In the report, the contracting officer must compare the price of the goods or services selected with the prices offered through the Federal Strategic Sourcing Initiative (FSSI), a program the government created to streamline government purchases.

But small businesses say that what appears to be a simple administrative change could dismantle the Small Business Act.

“I’ve worked in government contracting for years, and to say to do something you will have to write a separate justification that someone has to sign off on ­­— no one is going to take that avenue,” said Belinda Guadarrama, president and CEO of GC Micro, a California-based software management company with 40 employees. “Everyone is going to buy off FSSI contracts.
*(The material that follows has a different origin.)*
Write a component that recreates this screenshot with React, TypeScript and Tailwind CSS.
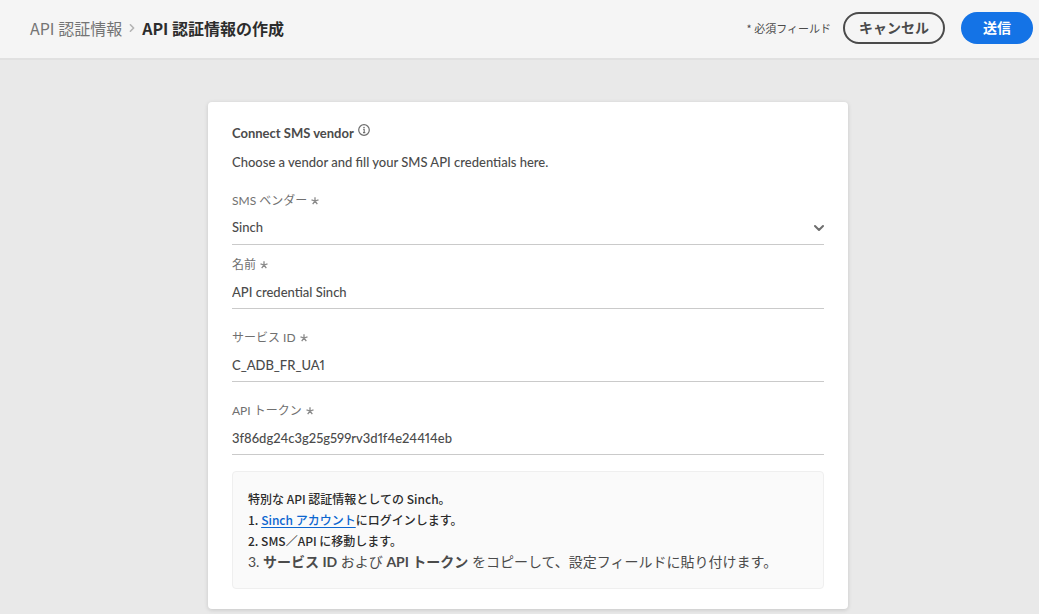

These are not small businesses.”

Guadarrama and small-business advocates point to the section of the law that says federal agencies should “to the maximum extent practicable, avoid unnecessary and unjustified bundling of contract requirements that preclude small business participation in procurements as prime contractors.”

Charles Tiefer — a professor at the University of Baltimore School of Law and former member of the federal Commission on Wartime Contracting in Iraq and Afghanistan — wrote a legal opinion calling the proposed changes “blatant and undeniably illegal.”

“The proposed regulations would reduce the breadth of small business contracting by up to 80 percent or even 90 percent in lines of business where small business contracting is currently common,” he wrote.

In it’s proposed rule, the government says the changes are needed to implement a statute that requires documenting when an agency determines not to use an FSSI contract.

But in an interview with The Hill, Tiefer argued the government could have fulfilled that statutory requirement in other ways.

“There was a bare-bones, two-sentence provision in one of the recent defense authorization bills,” he said. “It’s totally bare bones. So how you implement it is left entirely, entirely — completely, totally and entirely — up to the agencies.”

Instead, Tiefer said, the government chose to push small businesses out of the running. Though it’s possible for small businesses to become FSSI contract holders, Tiefer said it isn’t easy.

“It’s as difficult for me to fly down to Rio and join the Olympics,” he said. “Sometimes the requirements are practically nationwide.”

Take a contract for custodial care services for federal offices from coast to coast for example. While a small business could provide the services for the area in which they’re located, Tiefer said they’d have to create a team of contractors across the country to be able to do the work required.

Lloyd Chapman, president of the American Small Business League, said he’s already preparing to challenge the rule change in court. 

“I would describe them as anti-small-business, job killing and illegal, and we don’t need that in America right now,” he said. “We don’t need policies that are going to kill jobs and pull money from the middle class.”

The GSA said it does not speak on behalf of the Federal Acquisition Regulatory Council, the multi-agency rulemaking body behind these policy changes, and directed The Hill to the White House Office of Management and Budget’s (OMB) Office of Federal Procurement Policy. 

On Tuesday, the OMB said it would have to look into the matter. It did not respond by The Hill’s Wednesday afternoon deadline. The Defense Department also did not respond to a request for comment.

In its proposal, the government said the rule will not directly affect “small entities” and could benefit small businesses that have an existing FSSI contract with the government by forcing contracting officers to look at FSSI contracts they might not have looked at in the past.

Of the 137 entities with FSSI contracts, the government said 78 are classified as small entities.

The public has until Friday to submit comments on the proposed rule.